= Exercise directions =
Print exactly the lines from the first one down to the line containing "h-[442px] w-[800px] overflow-hidden", both ends included, with no pictures and nothing else.

= Available data =
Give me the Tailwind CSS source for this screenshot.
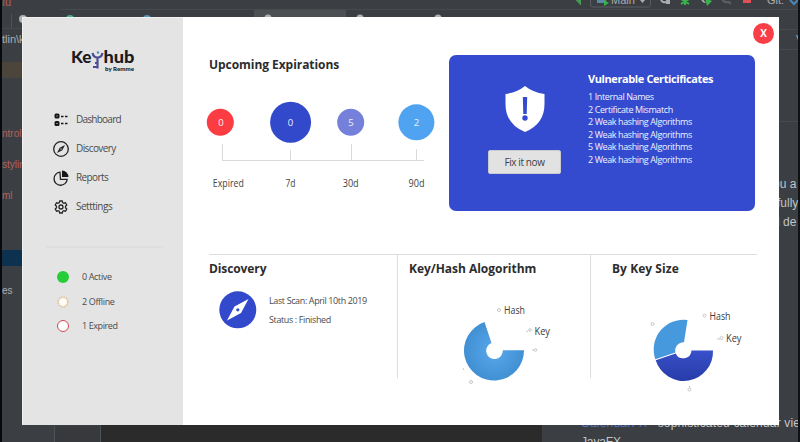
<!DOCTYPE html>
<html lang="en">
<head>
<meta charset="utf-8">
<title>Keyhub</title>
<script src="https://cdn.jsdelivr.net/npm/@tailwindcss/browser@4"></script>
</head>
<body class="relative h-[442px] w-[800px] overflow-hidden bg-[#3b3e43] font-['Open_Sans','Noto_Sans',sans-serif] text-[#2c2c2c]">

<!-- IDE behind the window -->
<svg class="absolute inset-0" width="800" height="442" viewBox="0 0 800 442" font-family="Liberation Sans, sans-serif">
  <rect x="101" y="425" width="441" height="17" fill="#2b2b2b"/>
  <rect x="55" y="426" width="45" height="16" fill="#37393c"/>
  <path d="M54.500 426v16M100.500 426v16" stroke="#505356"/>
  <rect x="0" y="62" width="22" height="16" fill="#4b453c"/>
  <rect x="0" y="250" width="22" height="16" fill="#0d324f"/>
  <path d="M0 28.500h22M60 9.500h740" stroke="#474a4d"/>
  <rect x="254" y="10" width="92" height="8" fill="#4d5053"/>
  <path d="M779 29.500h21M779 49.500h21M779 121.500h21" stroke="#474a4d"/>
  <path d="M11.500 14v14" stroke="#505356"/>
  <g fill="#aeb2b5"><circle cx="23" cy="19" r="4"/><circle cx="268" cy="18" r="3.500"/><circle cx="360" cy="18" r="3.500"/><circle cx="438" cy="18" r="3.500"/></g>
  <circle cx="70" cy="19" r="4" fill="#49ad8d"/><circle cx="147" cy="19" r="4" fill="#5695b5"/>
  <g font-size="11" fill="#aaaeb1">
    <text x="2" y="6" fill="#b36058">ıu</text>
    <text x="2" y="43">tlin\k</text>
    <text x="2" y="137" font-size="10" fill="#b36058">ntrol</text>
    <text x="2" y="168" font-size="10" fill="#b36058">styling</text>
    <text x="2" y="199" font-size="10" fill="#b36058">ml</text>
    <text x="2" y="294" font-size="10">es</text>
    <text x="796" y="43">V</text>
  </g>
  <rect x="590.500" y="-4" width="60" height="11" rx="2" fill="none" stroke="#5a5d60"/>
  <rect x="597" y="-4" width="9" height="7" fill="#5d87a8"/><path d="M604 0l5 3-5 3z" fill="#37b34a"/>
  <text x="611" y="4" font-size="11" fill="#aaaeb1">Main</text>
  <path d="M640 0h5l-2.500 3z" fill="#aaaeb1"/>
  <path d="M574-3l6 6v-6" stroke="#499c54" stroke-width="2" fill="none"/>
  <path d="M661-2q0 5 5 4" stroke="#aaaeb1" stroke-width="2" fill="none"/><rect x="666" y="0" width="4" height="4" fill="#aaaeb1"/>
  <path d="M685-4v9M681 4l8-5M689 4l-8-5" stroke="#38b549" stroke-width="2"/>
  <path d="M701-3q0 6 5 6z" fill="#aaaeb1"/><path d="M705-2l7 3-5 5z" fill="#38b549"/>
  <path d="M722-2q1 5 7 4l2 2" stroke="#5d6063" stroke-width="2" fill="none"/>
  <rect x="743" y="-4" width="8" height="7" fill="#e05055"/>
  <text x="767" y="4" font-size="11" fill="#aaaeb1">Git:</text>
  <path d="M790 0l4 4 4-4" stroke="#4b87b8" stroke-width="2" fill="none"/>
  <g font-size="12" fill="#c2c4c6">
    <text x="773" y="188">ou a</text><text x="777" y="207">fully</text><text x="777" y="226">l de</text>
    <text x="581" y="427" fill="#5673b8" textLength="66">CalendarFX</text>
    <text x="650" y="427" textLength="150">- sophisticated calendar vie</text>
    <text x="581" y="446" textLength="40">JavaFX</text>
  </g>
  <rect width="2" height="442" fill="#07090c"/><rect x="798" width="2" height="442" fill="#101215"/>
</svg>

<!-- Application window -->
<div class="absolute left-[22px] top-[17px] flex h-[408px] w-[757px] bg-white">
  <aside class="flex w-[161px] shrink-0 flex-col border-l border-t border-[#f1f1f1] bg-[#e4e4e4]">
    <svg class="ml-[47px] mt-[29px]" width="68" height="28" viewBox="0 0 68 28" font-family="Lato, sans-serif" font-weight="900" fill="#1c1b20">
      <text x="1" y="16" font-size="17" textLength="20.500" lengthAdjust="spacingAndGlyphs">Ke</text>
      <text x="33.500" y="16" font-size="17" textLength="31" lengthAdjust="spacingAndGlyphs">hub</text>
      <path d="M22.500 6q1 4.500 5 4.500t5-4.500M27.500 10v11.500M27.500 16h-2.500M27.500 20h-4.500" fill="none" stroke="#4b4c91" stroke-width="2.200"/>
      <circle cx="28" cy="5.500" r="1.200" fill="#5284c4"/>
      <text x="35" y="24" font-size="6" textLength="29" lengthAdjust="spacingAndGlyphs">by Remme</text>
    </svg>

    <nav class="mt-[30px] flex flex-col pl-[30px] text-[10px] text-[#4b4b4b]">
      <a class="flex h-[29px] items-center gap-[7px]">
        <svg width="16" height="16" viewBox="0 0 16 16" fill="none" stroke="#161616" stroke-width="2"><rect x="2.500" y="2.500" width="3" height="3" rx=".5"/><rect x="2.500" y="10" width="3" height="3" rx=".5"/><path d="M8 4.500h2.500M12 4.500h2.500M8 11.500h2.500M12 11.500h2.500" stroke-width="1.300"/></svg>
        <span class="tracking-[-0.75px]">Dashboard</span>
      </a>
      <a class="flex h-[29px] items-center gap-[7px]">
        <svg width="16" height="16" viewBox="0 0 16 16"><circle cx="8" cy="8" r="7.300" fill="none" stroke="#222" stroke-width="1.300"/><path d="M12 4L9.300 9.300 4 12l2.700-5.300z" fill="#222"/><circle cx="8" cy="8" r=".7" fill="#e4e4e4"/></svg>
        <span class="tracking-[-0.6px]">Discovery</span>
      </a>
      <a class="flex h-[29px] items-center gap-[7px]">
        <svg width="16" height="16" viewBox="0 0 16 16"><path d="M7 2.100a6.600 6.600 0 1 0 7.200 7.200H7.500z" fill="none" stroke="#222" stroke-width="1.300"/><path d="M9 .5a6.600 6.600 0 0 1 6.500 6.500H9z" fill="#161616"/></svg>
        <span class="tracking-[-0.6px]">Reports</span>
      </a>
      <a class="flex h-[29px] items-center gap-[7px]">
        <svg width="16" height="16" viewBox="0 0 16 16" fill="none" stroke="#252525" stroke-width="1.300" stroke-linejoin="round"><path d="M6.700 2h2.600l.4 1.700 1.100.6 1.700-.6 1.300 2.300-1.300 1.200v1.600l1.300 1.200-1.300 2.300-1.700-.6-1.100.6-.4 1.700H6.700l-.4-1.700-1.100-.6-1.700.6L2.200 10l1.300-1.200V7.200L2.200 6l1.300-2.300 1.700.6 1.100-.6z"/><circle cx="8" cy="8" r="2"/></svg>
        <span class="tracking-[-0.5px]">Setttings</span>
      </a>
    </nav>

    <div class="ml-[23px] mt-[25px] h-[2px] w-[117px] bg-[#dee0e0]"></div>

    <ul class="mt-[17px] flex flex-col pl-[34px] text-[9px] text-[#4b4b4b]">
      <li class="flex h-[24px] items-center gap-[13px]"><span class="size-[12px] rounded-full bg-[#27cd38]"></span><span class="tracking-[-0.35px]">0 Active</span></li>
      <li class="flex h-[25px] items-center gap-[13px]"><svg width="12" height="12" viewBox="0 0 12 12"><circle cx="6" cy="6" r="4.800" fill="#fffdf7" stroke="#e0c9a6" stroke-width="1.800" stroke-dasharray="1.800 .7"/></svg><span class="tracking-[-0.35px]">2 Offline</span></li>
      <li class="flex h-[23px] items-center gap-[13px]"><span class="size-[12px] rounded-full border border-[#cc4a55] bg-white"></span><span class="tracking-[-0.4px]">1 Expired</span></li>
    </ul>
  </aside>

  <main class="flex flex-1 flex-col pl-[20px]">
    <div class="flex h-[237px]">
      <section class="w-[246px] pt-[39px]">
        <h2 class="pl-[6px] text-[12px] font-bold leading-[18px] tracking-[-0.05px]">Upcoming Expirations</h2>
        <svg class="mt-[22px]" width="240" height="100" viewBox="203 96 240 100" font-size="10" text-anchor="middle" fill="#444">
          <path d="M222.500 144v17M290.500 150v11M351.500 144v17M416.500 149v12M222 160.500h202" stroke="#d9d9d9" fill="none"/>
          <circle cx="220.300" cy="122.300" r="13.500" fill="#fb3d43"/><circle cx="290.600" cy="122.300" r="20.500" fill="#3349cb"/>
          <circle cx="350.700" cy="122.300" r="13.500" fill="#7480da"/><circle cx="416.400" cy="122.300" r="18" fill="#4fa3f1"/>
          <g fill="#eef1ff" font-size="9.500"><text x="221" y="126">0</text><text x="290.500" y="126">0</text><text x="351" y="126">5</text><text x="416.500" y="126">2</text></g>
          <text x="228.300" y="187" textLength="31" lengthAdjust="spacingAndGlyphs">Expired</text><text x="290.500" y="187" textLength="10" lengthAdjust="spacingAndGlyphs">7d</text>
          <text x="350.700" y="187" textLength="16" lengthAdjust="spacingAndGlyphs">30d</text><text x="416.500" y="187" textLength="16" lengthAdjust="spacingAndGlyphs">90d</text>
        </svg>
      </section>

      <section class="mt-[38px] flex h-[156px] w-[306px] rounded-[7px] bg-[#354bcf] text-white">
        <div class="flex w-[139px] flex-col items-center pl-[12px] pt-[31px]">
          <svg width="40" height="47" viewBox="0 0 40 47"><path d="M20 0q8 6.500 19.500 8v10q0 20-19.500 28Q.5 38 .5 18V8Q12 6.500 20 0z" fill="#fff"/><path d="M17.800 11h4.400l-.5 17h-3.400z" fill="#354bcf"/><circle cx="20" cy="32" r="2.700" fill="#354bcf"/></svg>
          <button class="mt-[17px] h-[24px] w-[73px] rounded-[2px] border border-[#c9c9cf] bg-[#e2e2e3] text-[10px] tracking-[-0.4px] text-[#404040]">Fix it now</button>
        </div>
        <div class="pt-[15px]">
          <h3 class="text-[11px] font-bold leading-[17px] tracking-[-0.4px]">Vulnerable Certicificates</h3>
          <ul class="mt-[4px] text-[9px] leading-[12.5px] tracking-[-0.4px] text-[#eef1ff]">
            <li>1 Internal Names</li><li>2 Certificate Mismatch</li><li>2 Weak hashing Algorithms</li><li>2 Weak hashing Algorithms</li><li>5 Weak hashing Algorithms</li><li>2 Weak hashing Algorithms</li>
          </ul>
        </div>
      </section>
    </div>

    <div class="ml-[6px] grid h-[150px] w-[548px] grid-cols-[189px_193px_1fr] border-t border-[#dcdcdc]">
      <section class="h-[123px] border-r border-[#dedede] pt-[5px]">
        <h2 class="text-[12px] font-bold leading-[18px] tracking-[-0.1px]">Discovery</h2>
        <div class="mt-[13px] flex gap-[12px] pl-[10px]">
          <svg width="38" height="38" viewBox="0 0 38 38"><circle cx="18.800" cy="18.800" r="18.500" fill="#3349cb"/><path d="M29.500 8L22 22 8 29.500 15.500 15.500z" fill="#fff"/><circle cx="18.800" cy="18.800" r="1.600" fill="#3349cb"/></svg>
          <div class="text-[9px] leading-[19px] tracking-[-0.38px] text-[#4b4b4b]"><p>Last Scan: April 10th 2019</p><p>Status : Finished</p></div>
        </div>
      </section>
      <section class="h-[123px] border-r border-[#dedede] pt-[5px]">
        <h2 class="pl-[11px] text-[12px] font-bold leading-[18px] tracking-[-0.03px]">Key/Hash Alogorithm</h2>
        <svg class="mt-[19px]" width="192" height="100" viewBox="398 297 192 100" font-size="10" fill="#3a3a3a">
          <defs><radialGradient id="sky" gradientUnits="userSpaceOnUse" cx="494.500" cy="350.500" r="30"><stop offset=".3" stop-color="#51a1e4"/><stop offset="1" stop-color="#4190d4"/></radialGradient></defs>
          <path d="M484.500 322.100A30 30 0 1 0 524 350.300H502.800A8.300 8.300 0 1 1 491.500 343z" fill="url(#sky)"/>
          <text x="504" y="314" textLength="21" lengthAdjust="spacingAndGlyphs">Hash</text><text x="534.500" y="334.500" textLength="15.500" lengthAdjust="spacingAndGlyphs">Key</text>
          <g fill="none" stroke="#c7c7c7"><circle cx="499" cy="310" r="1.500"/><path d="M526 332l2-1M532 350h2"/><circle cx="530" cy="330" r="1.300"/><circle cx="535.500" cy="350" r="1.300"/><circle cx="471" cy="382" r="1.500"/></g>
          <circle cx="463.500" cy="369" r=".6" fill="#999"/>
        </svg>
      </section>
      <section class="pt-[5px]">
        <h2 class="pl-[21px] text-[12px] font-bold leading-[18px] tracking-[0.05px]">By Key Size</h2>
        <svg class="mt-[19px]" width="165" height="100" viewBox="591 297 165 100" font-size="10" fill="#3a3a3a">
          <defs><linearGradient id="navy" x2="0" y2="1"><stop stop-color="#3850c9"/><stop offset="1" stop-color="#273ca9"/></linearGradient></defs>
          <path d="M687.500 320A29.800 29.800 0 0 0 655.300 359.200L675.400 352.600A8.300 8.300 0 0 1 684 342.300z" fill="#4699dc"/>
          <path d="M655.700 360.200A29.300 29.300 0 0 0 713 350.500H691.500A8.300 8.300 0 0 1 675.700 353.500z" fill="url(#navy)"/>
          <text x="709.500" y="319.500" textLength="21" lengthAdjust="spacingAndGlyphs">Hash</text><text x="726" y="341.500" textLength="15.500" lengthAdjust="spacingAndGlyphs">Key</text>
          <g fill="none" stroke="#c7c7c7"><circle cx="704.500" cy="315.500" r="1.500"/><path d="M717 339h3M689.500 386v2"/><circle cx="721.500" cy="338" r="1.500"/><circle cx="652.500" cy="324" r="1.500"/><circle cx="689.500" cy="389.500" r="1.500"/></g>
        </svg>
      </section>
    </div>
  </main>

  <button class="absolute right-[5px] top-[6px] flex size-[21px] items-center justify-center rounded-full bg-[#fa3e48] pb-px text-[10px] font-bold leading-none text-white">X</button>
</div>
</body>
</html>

= Answer to the problem =
Give me the Tailwind CSS source for this screenshot.
<!DOCTYPE html>
<html lang="en">
<head>
<meta charset="utf-8">
<title>Keyhub</title>
<script src="https://cdn.jsdelivr.net/npm/@tailwindcss/browser@4"></script>
</head>
<body class="relative h-[442px] w-[800px] overflow-hidden bg-[#3b3e43] font-['Open_Sans','Noto_Sans',sans-serif] text-[#2c2c2c]">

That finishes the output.